Three Australian scientists have contributed to the world’s largest genetic study on humans, providing a first-of-its kind resource for health researchers across the globe to further medical research and drug development and potentially provide more efficient and personalized treatments of diseases.
The UK Biobank project has collected dense genetic data from across the whole genome for approximately 500 000 people, aged between 40 and 69 at the time of recruitment, from across the United Kingdom.
It is a unique resource, combining genetic information with detailed health records in an open-source, shared model for all researchers to understand how our genetic code influences disease.
The health-related information available on participants includes biological measurements, lifestyle indicators, biomarkers in blood and urine and imaging of the body and brain. All participants provided consent to link to their electronic health records, which gives access to disease diagnoses, hospital admission and death records as the project progresses.
Associate Professor Stephen Leslie, from the University of Melbourne and Murdoch Children’s Research Centre (MCRI), led the Australian research team.
“The UK Biobank will transform human genetics research, giving scientists around the world access to a rich sample of unprecedented size and scope on which to explore innumerable hypotheses relating genetics to biology and disease,” Associate Professor Leslie said.
He led a team comprising Dr Damjan Vukcevic, also from the University of Melbourne and MCRI, and Dr Allan Motyer from the University of Melbourne to generate genetic data related to the immune system, as well as quality testing these data.

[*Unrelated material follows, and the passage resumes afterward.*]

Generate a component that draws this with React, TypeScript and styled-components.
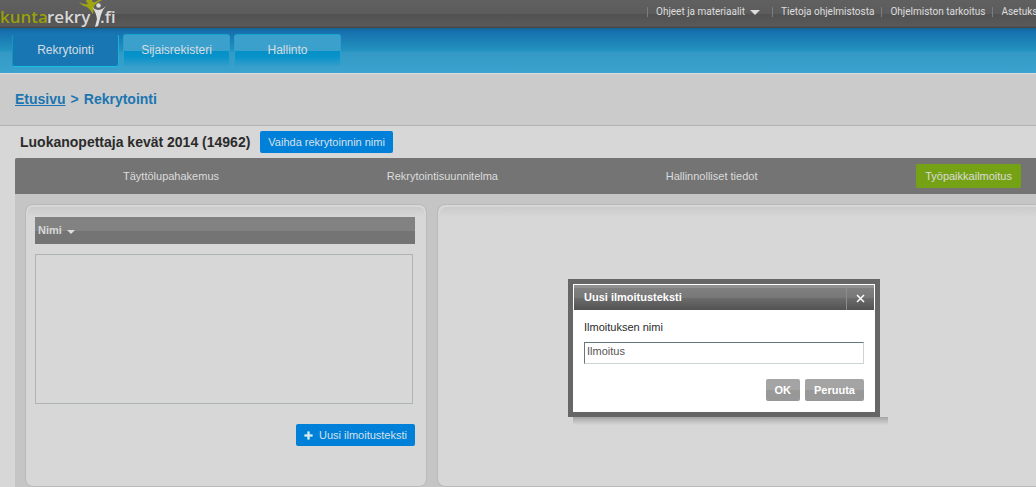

Associate Professor Leslie said his team worked on typing the human leukocyte antigen, or HLA, system which is a gene complex encoding crucial proteins in humans.

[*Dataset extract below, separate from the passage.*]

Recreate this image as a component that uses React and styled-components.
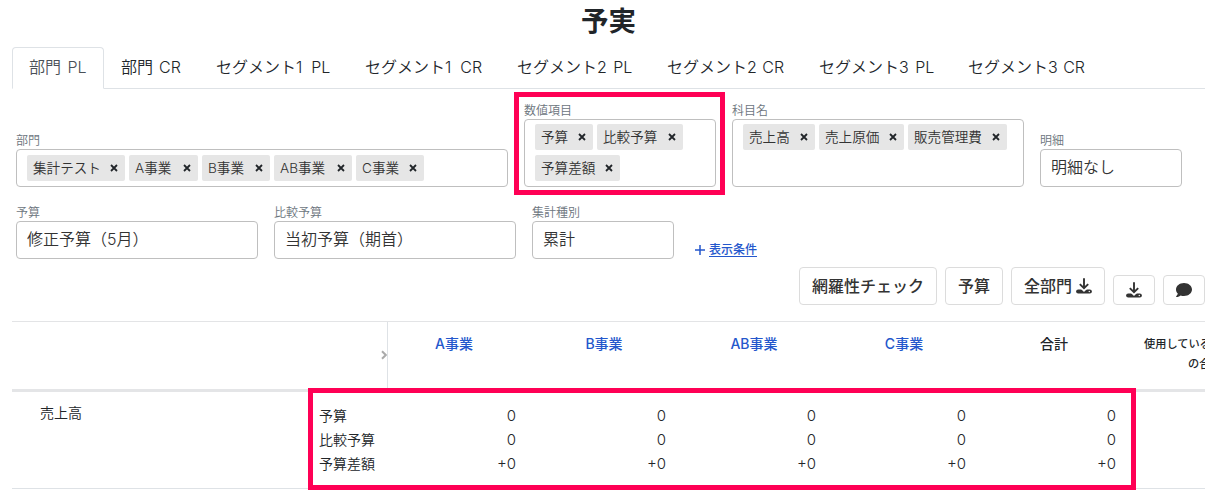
import React from "react";
import styled, { createGlobalStyle } from "styled-components";

const Global = createGlobalStyle`
  *, *::before, *::after { box-sizing: border-box; }
  html, body { margin: 0; background: #fff; overflow: hidden; }
  body {
    font-family: Inter, "Noto Sans CJK JP", sans-serif;
    font-size: 16px;
    font-weight: 350;
    line-height: 24px;
    color: #212529;
  }
`;

const Page = styled.main`
  width: 1217px;
  height: 496px;
  padding: 0 12px;
  overflow: hidden;
`;

const Title = styled.h1`
  margin: 0;
  height: 47px;
  padding-top: 3px;
  font-size: 27.5px;
  line-height: 36px;
  font-weight: 700;
  text-align: center;
`;

const Tabs = styled.nav`
  display: flex;
  height: 42px;
  border-bottom: 1px solid #dee2e6;
`;

const Tab = styled.a`
  width: ${(p) => p.$width}px;
  height: 42px;
  padding: 7px 0 0 16px;
  border: 1px solid ${(p) => (p.$active ? "#dee2e6" : "transparent")};
  border-bottom-color: ${(p) => (p.$active ? "#fff" : "transparent")};
  border-radius: 4px 4px 0 0;
  color: ${(p) => (p.$active ? "#495057" : "#212529")};
  white-space: nowrap;
  word-spacing: ${(p) => p.$space}px;
`;

const Filters = styled.section`
  display: flex;
  align-items: flex-end;
  gap: 16px;
  height: ${(p) => p.$height}px;
  padding-left: 4px;
`;

const Field = styled.div`
  position: relative;
  width: ${(p) => p.$width}px;
`;

const Label = styled.div`
  height: 18px;
  font-size: 12px;
  line-height: 20px;
  color: #6c757d;
`;

const Box = styled.div`
  display: flex;
  flex-wrap: wrap;
  align-content: flex-start;
  gap: 5px 4px;
  height: ${(p) => (p.$tall ? 68 : 38)}px;
  padding: ${(p) => (p.$tall ? 4 : 5)}px 10px 0;
  border: 1px solid #bfbfbf;
  border-radius: 4px;
  color: #333;
  line-height: 25px;
`;

const Chip = styled.span`
  display: flex;
  align-items: center;
  justify-content: space-between;
  width: ${(p) => p.$width}px;
  height: 26px;
  padding: 0 7px 0 6px;
  border-radius: 2px;
  background: #e6e6e6;
  font-size: 13.6px;
  line-height: 27px;
  white-space: nowrap;
`;

const Highlight = styled.div`
  position: absolute;
  inset: ${(p) => p.$inset};
  border: 5px solid #ff0055;
  pointer-events: none;
  z-index: 1;
`;

const ConditionLink = styled.a`
  display: flex;
  align-items: center;
  gap: 4px;
  height: 18px;
  margin-left: 5px;
  color: #2457cc;
  font-size: 12px;
  font-weight: 500;
  line-height: 18px;
  span { text-decoration: underline; text-underline-offset: 2px; }
`;

const Toolbar = styled.div`
  display: flex;
  justify-content: flex-end;
  align-items: flex-end;
  gap: 8px;
  height: 46px;
  margin-bottom: 16px;
`;

const Button = styled.button`
  display: flex;
  align-items: center;
  justify-content: center;
  gap: 4px;
  width: ${(p) => p.$width}px;
  height: ${(p) => (p.$small ? 30 : 38)}px;
  padding: 0 0 ${(p) => (p.$small ? 0 : 2)}px;
  border: 1px solid #dcdcdc;
  border-radius: 4px;
  background: #fff;
  color: #333;
  font: 500 16px/24px "Noto Sans CJK JP", sans-serif;
  white-space: nowrap;
  svg { position: relative; top: ${(p) => (p.$small ? 0 : 1)}px; }
`;

const Table = styled.section`
  position: relative;
  border-top: 1px solid #e3e4e6;
`;

const HeadRow = styled.div`
  display: flex;
  height: 70px;
  overflow: hidden;
  border-bottom: 3px solid #e4e5e7;
`;

const Corner = styled.div`
  display: flex;
  flex: none;
  align-items: center;
  justify-content: flex-end;
  width: 376px;
  margin-right: -9px;
  padding-bottom: 1px;
  border-right: 1px solid #dee2e6;
`;

const HeadCell = styled.div`
  flex: none;
  width: 150px;
  padding-top: 12px;
  font-size: 14px;
  line-height: 20px;
  font-weight: 500;
  text-align: center;
  color: ${(p) => (p.$link ? "#2457cc" : "#212529")};
`;

const NoteHead = styled.div`
  flex: none;
  width: 76px;
  padding: 12px 0 0 15px;
  overflow: hidden;
  font-size: 11.2px;
  line-height: 20px;
  font-weight: 500;
  white-space: nowrap;
  div + div { padding-left: 44px; }
`;

const BodyRow = styled.div`
  display: flex;
  height: 97px;
  border-bottom: 1px solid #dee2e6;
  font-size: 14px;
`;

const Account = styled.div`
  width: 296px;
  padding: 9px 0 0 28px;
`;

const Metrics = styled.div`
  width: ${(p) => p.$width}px;
  padding: ${(p) => (p.$label ? "12px 0 0 11px" : "12px 13px 0 0")};
  text-align: ${(p) => (p.$label ? "left" : "right")};
  font-size: ${(p) => (p.$label ? 14 : 15)}px;
  white-space: nowrap;
`;

const CloseIcon = () => (
  <svg width="8" height="8" viewBox="0 0 8 8" fill="none" stroke="#212529" strokeWidth="1.8">
    <path d="M1 1l6 6M7 1L1 7" />
  </svg>
);

const DownloadIcon = () => (
  <svg width="16" height="16" viewBox="0 0 16 16" fill="none" stroke="#333">
    <path d="M2.2 13.500h11.600" strokeWidth="4.200" strokeLinecap="round" />
    <path d="M5.200 9.300L8 12l2.800-2.700" stroke="#fff" strokeWidth="2.800" />
    <path d="M8 0.300v9.700M3.800 6.100l4.200 4 4.200-4" strokeWidth="1.900" />
    <circle cx="13.300" cy="13.500" r="0.700" fill="#fff" stroke="none" />
  </svg>
);

const CommentIcon = () => (
  <svg width="16" height="16" viewBox="0 0 512 512" fill="#333">
    <path d="M256 32C114.600 32 0 125.100 0 240c0 49.600 21.400 95 57 130.700C44.500 421.100 2.700 466 2.200 466.500c-2.200 2.300-2.800 5.700-1.500 8.700S4.800 480 8 480c66.300 0 116-31.800 140.600-51.400 32.700 12.300 69 19.400 107.400 19.400 141.400 0 256-93.100 256-208S397.400 32 256 32z" />
  </svg>
);

const ChevronIcon = () => (
  <svg width="6" height="10" viewBox="0 0 6 10" fill="none" stroke="#aaa" strokeWidth="2">
    <path d="M1 1.200L4.800 5 1 8.800" />
  </svg>
);

const PlusIcon = () => (
  <svg width="10" height="10" viewBox="0 0 10 10" fill="none" stroke="#2457cc" strokeWidth="1.5">
    <path d="M5 0v10M0 5h10" />
  </svg>
);

const tabs = [
  ["部門 PL", 92, 2], ["部門 CR", 95, 1.5], ["セグメント1 PL", 149, 4.5], ["セグメント1 CR", 152, 4.5],
  ["セグメント2 PL", 150, 2], ["セグメント2 CR", 152, 1], ["セグメント3 PL", 149, 2], ["セグメント3 CR", 152, 1],
];

const divisions = ["A事業", "B事業", "AB事業", "C事業"];

const MultiSelect = ({ label, width, tall, chips, children }) => (
  <Field $width={width}>
    <Label>{label}</Label>
    <Box $tall={tall}>
      {chips.map(([text, w]) => (
        <Chip key={text} $width={w}>{text}<CloseIcon /></Chip>
      ))}
    </Box>
    {children}
  </Field>
);

const Select = ({ label, width, value }) => (
  <Field $width={width}>
    <Label>{label}</Label>
    <Box>{value}</Box>
  </Field>
);

export default function App() {
  return (
    <Page>
      <Global />
      <Title>予実</Title>
      <Tabs>
        {tabs.map(([text, w, space], i) => (
          <Tab key={text} $width={w} $space={space} $active={i === 0}>{text}</Tab>
        ))}
      </Tabs>
      <Filters $height={98}>
        <MultiSelect label="部門" width={492}
          chips={[["集計テスト", 98], ["A事業", 69], ["B事業", 68], ["AB事業", 78], ["C事業", 68]]} />
        <MultiSelect label="数値項目" width={192} tall
          chips={[["予算", 58], ["比較予算", 86], ["予算差額", 85]]}>
          <Highlight $inset="-9px -9px -8px -10px" />
        </MultiSelect>
        <MultiSelect label="科目名" width={292} tall
          chips={[["売上高", 72], ["売上原価", 85], ["販売管理費", 99]]} />
        <Select label="明細" width={142} value="明細なし" />
      </Filters>
      <Filters $height={72}>
        <Select label="予算" width={242} value="修正予算（5月）" />
        <Select label="比較予算" width={242} value="当初予算（期首）" />
        <Select label="集計種別" width={142} value="累計" />
        <ConditionLink><PlusIcon /><span>表示条件</span></ConditionLink>
      </Filters>
      <Toolbar>
        <Button $width={138}>網羅性チェック</Button>
        <Button $width={58}>予算</Button>
        <Button $width={94}>全部門<DownloadIcon /></Button>
        <Button $width={42} $small><DownloadIcon /></Button>
        <Button $width={42} $small><CommentIcon /></Button>
      </Toolbar>
      <Table>
        <HeadRow>
          <Corner><ChevronIcon /></Corner>
          {divisions.map((d) => <HeadCell key={d} $link>{d}</HeadCell>)}
          <HeadCell>合計</HeadCell>
          <NoteHead><div>使用している</div><div>の合</div></NoteHead>
        </HeadRow>
        <BodyRow>
          <Account>売上高</Account>
          <Metrics $label $width={71}>
            <div>予算</div><div>比較予算</div><div>予算差額</div>
          </Metrics>
          {[...divisions, "合計"].map((d) => (
            <Metrics key={d} $width={150}>
              <div>0</div><div>0</div><div>+0</div>
            </Metrics>
          ))}
        </BodyRow>
        <Highlight $inset="66px 69px -1px 296px" />
      </Table>
    </Page>
  );
}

“These cell-surface proteins are a key component of the regulation of the immune system in humans and are therefore central to how the body responds to bacterial and viral infection,” he said.
“They are also associated with many autoimmune diseases like multiple sclerosis (MS) and celiac disease. The HLA genes are best known as the genes that are matched when doing tissue typing for transplantation.
“It is well-known that the HLA region provides protection or susceptibility to many diseases, so we set about typing or characterising these genes for the 500,000 participants in the Biobank project.”
The HLA genes are the most diverse part of our genome, with vastly more genetic variation than elsewhere in the genome.
Associate Professor Leslie said because the region is so diverse and complex, it is difficult and expensive to measure them directly, and so they are unavailable in many other genetic studies.
“We developed a method to simplify typing the HLA genes using inexpensive and easily obtained genetic markers such as those typed in the Biobank study,” he said.
“This means that, for the first time, these important genetic variants are available for the large sample sizes that are necessary to better understand the genetics of human disease.”
The UK statistical teams were led by Professor Jonathan Marchini and Professor Peter Donnelly at Oxford University’s Wellcome Centre for Human Genetics, and the laboratory expertise of Samantha Welsh and her team at the UK Biobank coordinating centre, and at Affymetrix which undertook the genotyping.
The work was funded by Wellcome and the European Research Council. The UK Biobank resource is primarily funded by Medical Research Council (MRC) and Wellcome. The MRC, DH and British Heart Foundation provided further funding for genotyping.
Journal title: The UK Biobank resource with deep phenotyping and genomic data: Bycroft et al, Nature.